Cavendish, for example, believes the natives are only interested in things they can either eat, burn, or fuck. Cavendish is your common or garden variety of crude ruffian but Henry Drax is a far more complex character than he initially appears. His brutality and indifference to others is borne of his harsh experience of life and he admits, quite freely, to following his inclinations no matter how base they may be.
He believes that in this he is no different to all men. How he differs, he offers, is that he neither needs law nor morality to justify his actions. To Drax, one thing happens and then another and that's it. He is, in a small way, like all of us, a child at heart. Or even an animal. The more liberal and worldly Sumner is, far more than Drax, the conflicted moral heart of the drama and it is his journey we, the viewers, are encouraged to empathise most with.
In a programme that begins with a quote from the gloomy German philosopher Arthur Schopenhauer ("the world is hell and men are both the tormented souls and the devils within it") it comes as no surprise that there is an existentialist, even nihilist, ambience to everything happens. The whoring, the boozing, the fighting, and the description of whalers as "refugees from civilisation" all seem to act as distraction from the joyless existence of these men's lives.
They inhabit a world of laudanum, pipes, rum, typhus, grimy candlelit public houses, dust particles floating in the rays of light through cabin windows, anal rape, and stuffed monkeys in apothecaries on cobbled streets and they go on journeys which end in them eating whale blubber (which looks as if an eczema afflicted Spongebob Squarepants has been sliced up into shashlik) and where a cabin boy is, quite literally, rogered.
There's even a scene in which one crew member secrets himself in the body of a dead polar bear (a quite unrealistic looking one it has to be said, to me he looked like he'd just finished shooting a Fox's Glacier Mint commercial). The North Water thrives on people clinging loosely to their sanity, or losing it entirely, in a hostile environment (in Johnsonian times, the hostile environment remains popular) and the question it seems to ask most loudly, apart from who might survive this horror, is how do these "refugees from civilisation" return to normal life?
Is it even possible? With a tense score from the Canadian electronic musician Tim Hecker (as well as shanties from Grant Olding and reels c/o Gemma Donald) and winning cameos from Peter Mullan (always a safe pair of hands) as a missionary priest and Nive Nielsen (who also appeared in The Terror, cementing those comparisons yet further) as his wife Anna, The North Water is enjoyably dark and compelling enough to keep you watching until the very end even if it never quite ramps the terror (!) up to the degree of other similar dramas.
When it is cold, we look for warmth.

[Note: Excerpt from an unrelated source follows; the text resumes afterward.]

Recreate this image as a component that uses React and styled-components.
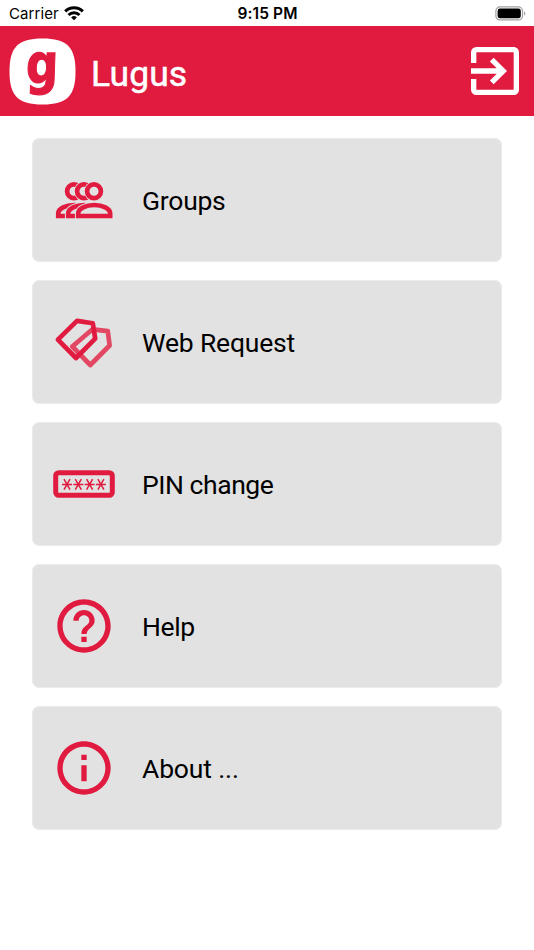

That, as one unfortunate polar bear discovers, can lead us to some very strange and unsettling places. They could be a pub in Hull, a brothel in Lerwick, or the endless plains of frozen ice that make up the Arctic wasteland. Or the strange and unsettling places could, of course, be inside our heads all along. Andrew Haigh and the cast of The North Water took us to all of those places and it brought us back too. But how many returned with us?